The team was apparently expecting to find ample evidence of Viking era ‘brewing stones’ that are often found in great abundance in rural areas but came up with some far more prized items instead.

The chief find was the silver, gold-plated fitting almost certainly from a book that, judging by its design, is highly likely to have been from a Celtic area – possibly Ireland.

Quite how the book got to Norway is open to question. Although much is made in more modern times of the more peaceful, trade-inclined ways of the Dark Age Scandinavians, their propensity for violent and bloody pillaging is no myth.

Raymond Sauvage from NTNU’s Department of Archaeolgy and Cultural History, commented: “We know that the Vikings went out on raids. They went to Ireland and brought things back. But how peacefully it all transpired, I won’t venture to say.”

Also uncovered at the site were a key, a belt buckle and a knife. Along with other finds at the dig, the status of the farm and its owner is now thought to have been rather considerable because, said Sauvage: “You don’t make discoveries like this everywhere. There are only a few areas where people had the resources to go out on such voyages.”

Furthermore, the digging has brought up finds from before the height of the Viking Age (roughly 780AD-980AD) pointing to an occupation and use of the farm for longer than previously thought.

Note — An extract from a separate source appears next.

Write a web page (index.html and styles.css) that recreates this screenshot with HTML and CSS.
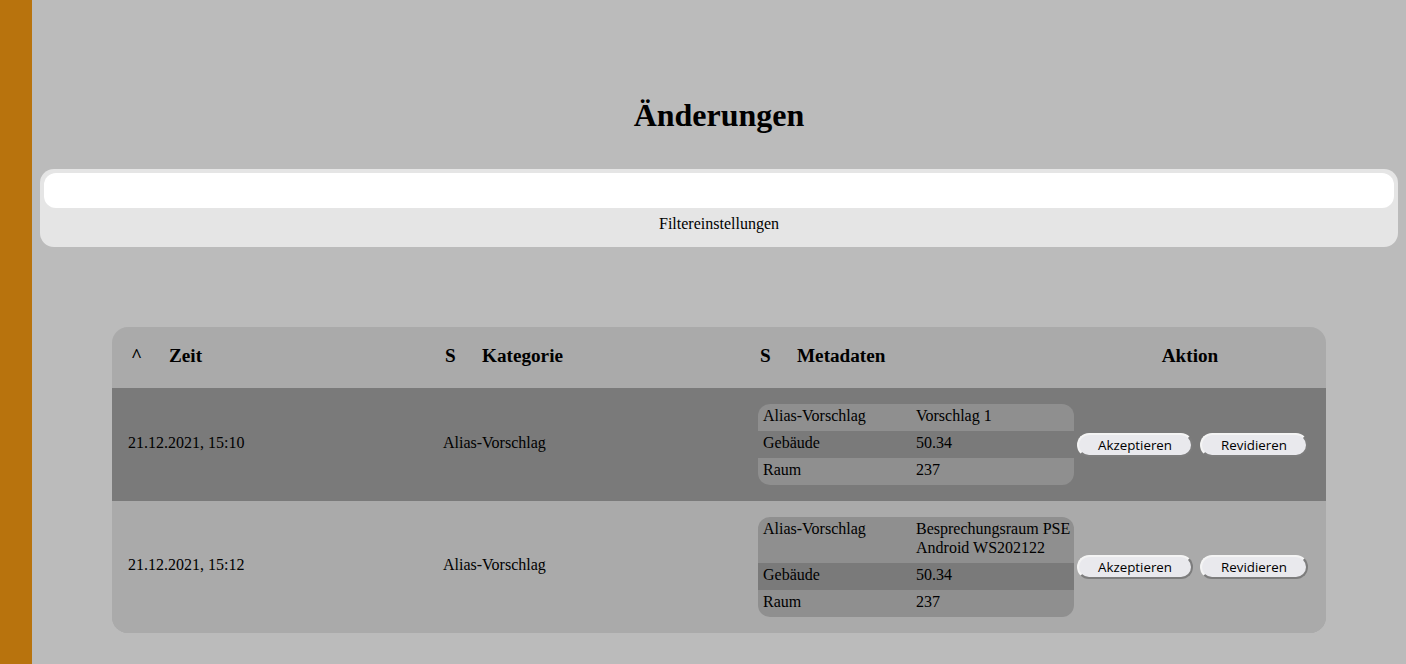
FILE: index.html
```html
<!DOCTYPE html>
<html lang="de">
<head>
<meta charset="utf-8">
<title>Änderungen</title>
<link rel="stylesheet" href="styles.css">
</head>
<body>
<div class="layout">
  <aside class="sidebar"></aside>
  <main class="main">
    <h1 class="title">Änderungen</h1>
    <section class="filter">
      <div class="filter-input"></div>
      <div class="filter-label">Filtereinstellungen</div>
    </section>
    <table class="changes">
      <colgroup>
        <col class="c-time"><col class="c-cat"><col class="c-meta"><col class="c-act">
      </colgroup>
      <thead>
        <tr>
          <th class="h-cell"><span class="sort sort-up">^</span>Zeit</th>
          <th class="h-cell"><span class="sort">S</span>Kategorie</th>
          <th class="h-cell"><span class="sort">S</span>Metadaten</th>
          <th class="h-cell h-act">Aktion</th>
        </tr>
      </thead>
      <tbody>
        <tr class="row dark">
          <td class="cell cell-text">21.12.2021, 15:10</td>
          <td class="cell cell-text">Alias-Vorschlag</td>
          <td class="cell cell-meta">
            <table class="meta">
              <colgroup><col class="m-key"><col class="m-val"></colgroup>
              <tr><td>Alias-Vorschlag</td><td>Vorschlag 1</td></tr>
              <tr><td>Gebäude</td><td>50.34</td></tr>
              <tr><td>Raum</td><td>237</td></tr>
            </table>
          </td>
          <td class="cell cell-act">
            <div class="actions"><button class="btn">Akzeptieren</button><button class="btn">Revidieren</button></div>
          </td>
        </tr>
        <tr class="row light">
          <td class="cell cell-text">21.12.2021, 15:12</td>
          <td class="cell cell-text">Alias-Vorschlag</td>
          <td class="cell cell-meta">
            <table class="meta">
              <colgroup><col class="m-key"><col class="m-val"></colgroup>
              <tr><td>Alias-Vorschlag</td><td>Besprechungsraum PSE Android WS202122</td></tr>
              <tr><td>Gebäude</td><td>50.34</td></tr>
              <tr><td>Raum</td><td>237</td></tr>
            </table>
          </td>
          <td class="cell cell-act">
            <div class="actions"><button class="btn">Akzeptieren</button><button class="btn">Revidieren</button></div>
          </td>
        </tr>
      </tbody>
    </table>
  </main>
</div>
</body>
</html>
```
FILE: styles.css
```css
html, body {
  margin: 0;
  padding: 0;
  height: 100%;
}
body {
  background: #bbbbbb;
  font-family: "Liberation Serif", "Times New Roman", serif;
  font-size: 16px;
  color: #000;
}
.layout {
  display: flex;
  min-height: 100%;
}
.sidebar {
  width: 32px;
  flex: 0 0 32px;
  background: #b8730d;
}
.main {
  flex: 1;
  min-width: 0;
}
.title {
  margin: 97px 0 35px;
  text-align: center;
  font-size: 32px;
  font-weight: bold;
  line-height: 37px;
}
.filter {
  margin: 0 8px;
  background: #e5e5e5;
  border-radius: 14px;
  padding: 4px 4px 0;
}
.filter-input {
  height: 35px;
  background: #fff;
  border-radius: 12px;
}
.filter-label {
  text-align: center;
  line-height: 19px;
  padding: 6px 0 14px;
}
.changes {
  margin: 80px 80px 0;
  width: calc(100% - 160px);
  border-collapse: separate;
  border-spacing: 0;
  table-layout: fixed;
  background: #aaaaaa;
  border-radius: 16px;
  overflow: hidden;
}
.c-time, .c-cat { width: 315px; }
.c-meta { width: 332px; }
.c-act { width: auto; }
.h-cell {
  height: 57px;
  padding: 0 0 4px 16px;
  text-align: left;
  font-size: 19.2px;
  font-weight: bold;
  vertical-align: middle;
}
.h-act {
  text-align: center;
  padding: 0 20px 4px 0;
}
.sort {
  display: inline-block;
  width: 40px;
  padding-left: 2px;
  margin-right: -3px;
}
.sort-up {
  padding-left: 3px;
  margin-right: -2px;
}
.row.dark { background: #7a7a7a; }
.row.light { background: #aaaaaa; }
.cell {
  padding: 16px 0 16px 16px;
  vertical-align: middle;
}
.cell-text {
  padding-bottom: 20px;
}
.cell-act {
  padding: 0 20px 0 3px;
}
.meta {
  width: 316px;
  table-layout: fixed;
  border-collapse: separate;
  border-spacing: 0;
  border-radius: 12px;
  overflow: hidden;
}
.m-key { width: 153px; }
.m-val { width: 163px; }
.meta td {
  padding: 2px 0 6px 5px;
  line-height: 19px;
  vertical-align: top;
}
.meta tr:nth-child(odd) { background: #8f8f8f; }
.meta tr:nth-child(even) { background: #7a7a7a; }
.actions {
  display: flex;
  gap: 7px;
  align-items: center;
}
.btn {
  font-family: "Open Sans", "Noto Sans", sans-serif;
  font-size: 13.333px;
  line-height: 18px;
  padding: 1px 19px;
  background: #e9e9ed;
  color: #000;
  border: 2px solid;
  border-color: #f4f4f4 #7d7d7d #7d7d7d #f4f4f4;
  border-radius: 12px;
}
```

“We started the project with slightly lower hopes for what we might find than what’s recently emerged,” said museum director Reidar Andersen.

Brewing stones

Many Viking sites are absolutely covered – in some areas as much as a metre deep – in small, fire darkened stones that are commonly found with animal bones in old refuse pits.

These are cooking or brewing stones, part of an extremely old method used by poorer people in predominantly rural areas to cook and brew beer. Their use has been recorded in Norway, Finland, England and the Baltic states.

They seem to have been most common in rural and poor places where families were more likely to have wooden rather than metal cooking utensils

Clearly they could not put them over open fires so they would super heat rocks and then drop them into the pot in order to cook their food or boil the wort and mash when making beer.

It is an extremely quick way to heat or boil liquid and in beer it has the effect of caramelising the sugars and even giving off a smoky taste from the fire leading to a distinctive tasting brew.

The stones became particularly attached to the brewing industry, as while a small metal container might be found for cooking food in a household, brewing was often more of as communal activity and required in larger quantities – hence why the mash tuns tended to be wooden.

Most stones can only be super heated once before cracking (or even exploding if it’s particularly friable) and were discarded when they became too small, hence why they are so common in refuse pits.

Despite being a very old method, brewing stones don’t begin to disappear from archaeological sites in many places until around 1500.

In fact, ‘steinbier’ (‘stone beer’) continues to be made today in Germany and remained quite common in Austria and southern Germany until the beginning of the 20th century – helped by the fact that the local stone, known as ‘grey wacke’, is more resistant than most rock types to being heated up.